Say your neighbor plugs her address into site like Fundrace and finds out you donated $200 to a Republican congressman, or you opened your wallet to support a group that opposes a new affordable housing development a block down the street.
Say your neighbor draws conclusions about you from the political causes you fund. Maybe you supported a group that opposes any new developments in your neighborhood, including a yeshiva. Does that make you an anti-Semite? Maybe you supported the Republican because he helped your son get bereavement leave from his military unit, but the same congressman comes out in favor of a bill targeting gay rights. Does that make you a homophobe?
As Slate's Richard L. Hasen notes, the concept of financial disclosure takes on new meaning in the era of the Internet, when information about anyone is readily accessible with a few mouse clicks.
"No longer is it necessary to trudge down to a government office to wade through disclosure reports," Hasen writes. "With a website like Fundrace, you can plug in your home address (or any address) and see to whom (and how much) your neighbors have donated in federal races."
The question is, are people less likely to donate to certain groups and causes -- especially controversial ones -- knowing that anyone can easily find that information and use it to draw conclusions?
The answer, of course, is yes.
There's a fine line between transparency in politics and the freedom to support causes without bowing to social pressure. The Supreme Court seems to understand that, with a long history of tiptoeing around the issue by supporting one side or the other in various decisions.
But the court erred when it declined to hear a case involving a group of Mississippi residents who fought small-time disclosure. The group challenged a law requiring disclosure when more than $200 is spent to support or oppose a ballot measure.
By passing on the case, the high court affirmed a previous federal appeals ruling that rejected the group's argument, saying it's not burdensome for small-time donors and groups to report which ballot measures they support with their wallets.
Americans want to know who's influencing politics at all levels. That's understandable, and it's perfectly consistent with the values of transparency that make government dealings a -- mostly -- open book to citizens.
But, like tax regulations that are easily dodged by the wealthy and their high-powered accountants, the evidence suggests that disclosure laws disproportionately impact small-time donors, not the forces funneling massive amounts of money to ballot measures and candidates.
As Hasen points out, the well-financed groups are the ones with the resources to work around disclosure laws, obscuring their donor lists by exploiting loopholes. The U.S. Chamber of Commerce, for example, hands out 94 percent of its political donations to Republican candidates, and has argued that it should not have to disclose its donor lists because that would open donors up to criticism and pressure. The chamber has spent almost $5 million in the 2016 election cycle, according to OpenSecrets.
Other well-heeled groups hide their revenue sources with the kind of expertise usually associated with corporate tax departments stashing cash in tax havens.
"The disclosure chase has become a kind of Whac-A-Mole where groups that want to avoid disclosure choose different organizational forms in the tax code to hide donors," Hasen writes.

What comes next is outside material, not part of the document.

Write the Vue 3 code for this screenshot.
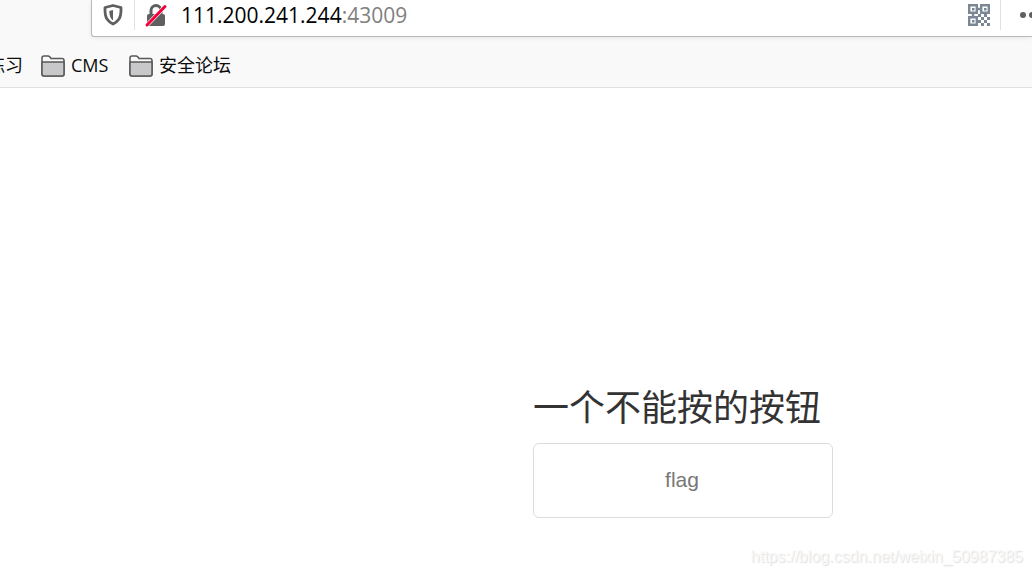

So if the little guy has to disclose who he supports, but massive organizations that accept donations from foreign organizations don't, how does that protect the integrity of the election process? Who has more of an impact on a race, the local teacher or union rep who donates a few bucks to his state senator, or the organization dumping millions into campaign war chests?
Transparency is fundamental to American politics, and it's what separates the U.S. political system from those of other countries, where there may not be any laws requiring disclosure. The American system isn't perfect, but it's the best we've got.
Still, if the Supreme Court wants to do right by the people, it should start with a hard look at big money donors, and whether current disclosure laws achieve the desired effect in the Internet era. If it takes a few seconds to pull up a neighbor's political contributions, but the political influence of large organizations is obscured with cheap tricks and loopholes, something's deeply wrong with the current system, and the court owes it to the American people to help fix it.